For there has been a murder, and Poul and Toos are on the case. The pair is played by long- actors David Collings, who sadly passed away earlier this year, and Pamela Salem. Poul has become a recluse, living the life of a nomad far away from mainstream Kaldor society, with a healthy distrust – fear, even – of robots, which is entirely reasonable his history with them. Toos is the company woman who draws him out of “retirement”, before proceeding to somewhat temper his wilder moments of passion and idiosyncrasy. Their rapport, much like that of Liv and Tula, drives the story.

A whole series could be written solely for Toos and Poul, and so it is pleasing to know that Collings and Salem have already recorded their lines for upcoming releases. After the introductory adventure for them both in this episode, it remains to be seen how exactly they will be incorporated into the Liv and Tula storyline, but the end result promises to be a strong one.

Do No Harm

The writers of preceding episodes have done an admirable job at pulling apart the intricacies of life alongside robots and unpacking the sisterly relationship between Tula and Liv, but with Do No Harm, there is at last a woman writing for a series with two women as its leads.

Sarah Grochala’s is the courtroom drama episode: an SV unit is accused of killing 734 Kaldor scientists in a laboratory explosion, and is brought to ‘robot court’ for a trial, where Liv steps in as the defence representative.

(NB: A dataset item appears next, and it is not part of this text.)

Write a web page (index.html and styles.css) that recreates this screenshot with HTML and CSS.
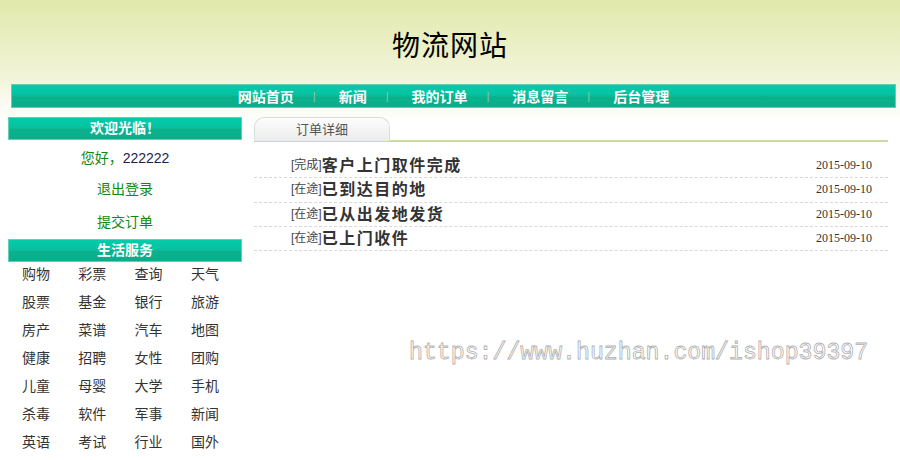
FILE: index.html
```html
<!DOCTYPE html>
<html>
<head>
    <meta charset="utf-8">
    <title>物流网站</title>
    <link rel="stylesheet" href="styles.css">
</head>
<body>
    <div class="top">
        <h1 class="site-title">物流网站</h1>
        <div class="nav">
            <a href="#">网站首页</a>
            <span class="sep">|</span>
            <a href="#">新闻</a>
            <span class="sep">|</span>
            <a href="#">我的订单</a>
            <span class="sep">|</span>
            <a href="#">消息留言</a>
            <span class="sep">|</span>
            <a href="#">后台管理</a>
        </div>
    </div>

    <div class="main">
        <div class="side">
            <div class="bar">欢迎光临！</div>
            <div class="user">
                <p>您好，<span class="uname">222222</span></p>
                <p><a href="#">退出登录</a></p>
                <p><a href="#">提交订单</a></p>
            </div>
            <div class="bar">生活服务</div>
            <ul class="links">
                <li>购物</li><li>彩票</li><li>查询</li><li>天气</li>
                <li>股票</li><li>基金</li><li>银行</li><li>旅游</li>
                <li>房产</li><li>菜谱</li><li>汽车</li><li>地图</li>
                <li>健康</li><li>招聘</li><li>女性</li><li>团购</li>
                <li>儿童</li><li>母婴</li><li>大学</li><li>手机</li>
                <li>杀毒</li><li>软件</li><li>军事</li><li>新闻</li>
                <li>英语</li><li>考试</li><li>行业</li><li>国外</li>
            </ul>
        </div>

        <div class="content">
            <div class="tabs">
                <div class="tab">订单详细</div>
            </div>
            <ul class="orders">
                <li><span class="state">[完成]</span><span class="title">客户上门取件完成</span><span class="date">2015-09-10</span></li>
                <li><span class="state">[在途]</span><span class="title">已到达目的地</span><span class="date">2015-09-10</span></li>
                <li><span class="state">[在途]</span><span class="title">已从出发地发货</span><span class="date">2015-09-10</span></li>
                <li><span class="state">[在途]</span><span class="title">已上门收件</span><span class="date">2015-09-10</span></li>
            </ul>
        </div>
    </div>

    <div class="mark">https://www.huzhan.com/ishop39397</div>
</body>
</html>
```

FILE: styles.css
```css
body {
    margin: 0;
    font-family: "Liberation Sans", "Noto Sans CJK SC", sans-serif;
    font-size: 14px;
    color: #333;
    background: #fff;
}

a {
    text-decoration: none;
}

.top {
    height: 117px;
    background: linear-gradient(#e1e9ab, #f3f5dc 70%, #fbfbf4 88%, #fdfdf9);
    overflow: hidden;
}

.site-title {
    margin: 0;
    height: 84px;
    line-height: 94px;
    text-align: center;
    font-size: 28px;
    font-weight: normal;
    color: #000;
    font-family: "Liberation Serif", "Noto Sans CJK SC", serif;
    letter-spacing: 1px;
}

.nav {
    margin: 0 4px 0 11px;
    height: 22px;
    border: 1px solid #5fd2b4;
    background: linear-gradient(#04cbab, #07c1a0 45%, #0bb18d 55%, #0aad8a);
    display: flex;
    justify-content: center;
    align-items: center;
}

.nav a {
    color: #fff;
    font-weight: bold;
    font-size: 14px;
}

.nav .sep {
    color: #8fc7a8;
    font-size: 11px;
    padding: 0 23px 0 19px;
}

.main {
    display: flex;
    gap: 12px;
    padding-left: 8px;
}

.side {
    width: 234px;
}

.bar {
    height: 21px;
    line-height: 21px;
    border: 1px solid #5fd2b4;
    background: linear-gradient(#04cbab, #07c1a0 45%, #0bb18d 55%, #0aad8a);
    color: #fff;
    font-weight: bold;
    text-align: center;
}

.user {
    padding: 2px 0 0;
    text-align: center;
    color: #118811;
}

.user p {
    margin: 0;
    height: 33px;
    line-height: 33px;
}

.user p:first-child {
    height: 31px;
}

.user a {
    color: #118811;
}

.uname {
    color: #1b2448;
}

.links {
    list-style: none;
    margin: 0;
    padding: 0 0 0 14px;
    display: grid;
    grid-template-columns: repeat(4, 56.3px);
    row-gap: 4px;
}

.links li {
    line-height: 24px;
    color: #333;
}

.content {
    width: 634px;
}

.tabs {
    border-bottom: 2px solid #c8dc9c;
    height: 23px;
}

.tab {
    width: 134px;
    height: 23px;
    line-height: 23px;
    border: 1px solid #dcdcdc;
    border-bottom: none;
    border-radius: 10px 10px 0 0;
    background: linear-gradient(#fdfdfd, #ececec);
    text-align: center;
    color: #555;
    font-size: 13px;
}

.orders {
    list-style: none;
    margin: 0;
    padding: 12px 0 0;
}

.orders li {
    height: 23.3px;
    line-height: 23px;
    border-bottom: 1px dashed #d8d8d8;
    padding: 0 16px 0 37px;
    display: flex;
    align-items: center;
}

.state {
    font-size: 12px;
    color: #444;
}

.title {
    font-size: 16px;
    font-weight: bold;
    color: #333;
    letter-spacing: 1.5px;
}

.date {
    margin-left: auto;
    font-size: 12px;
    color: #333;
    font-family: "Liberation Serif", serif;
}

/* outlined url stamped over the page */
.mark {
    position: absolute;
    left: 409px;
    top: 338px;
    font-family: "Liberation Mono", monospace;
    font-size: 23.2px;
    line-height: 30px;
    color: #fff;
    -webkit-text-stroke: 0.8px #b0b0b0;
    white-space: nowrap;
}
```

All the tropes of the genre are here: witnesses and cross-examination, narrative flashbacks to the events leading up to the murder; new evidence being discovered; a few twists; and like the best courtroom dramas, an ending that is not wholly predictable.

The courtroom drama conceit, along with the accompanying idea of a robot violating its prime directive not to harm a human, is a smart way to explore themes around the role of robots in society as well as reveal the sectors of humanity willing to go to unethical lengths to undermine the status of those robots.


An interviews track is attached to the end of each episode, giving a glimpse into the ideas behind each story and the cast’s reactions to the script. Notably, Roland Moore, in outlining the ideas that went into Robots of War, explains his intent to present a “greatest hits” version of The Robots of Death. As he and producer David Richardson explain, his episode was the one that best emulates the base-under-siege, chase-down-corridors setup of the original story, in contrast to the majority of The Robots episodes that deliberately go in new and different directions.

The whole cast shares in a communal delight at playing an array of smooth and emotionless robot voices. Nicola Walker and Claire Rushbrook continue to convince as sisters, displaying a rapport in the studio both on and off microphone. Pamela Salem and David Collings reminisce about filming the original serial and share in their enjoyment of returning to their roles decades on.

Final Thoughts

The end of Do No Harm sets up Liv to take the fight to the extremist group the Sons of Kaldor, which threatens to destroy the synergy between humans and robots and whose influence has been felt across multiple episodes now. This is an exciting setup for the back half of the series; after six standalone episodes, there is potential for the action to build and the stakes to get bigger.

Beyond being simply a speculative sci-fi series with robots in the Doctor Who universe, The Robots presents an opportunity for listeners to both marvel at the possibilities of future technology, and also be reminded of just how chilling the rapid advancement of such technology can be.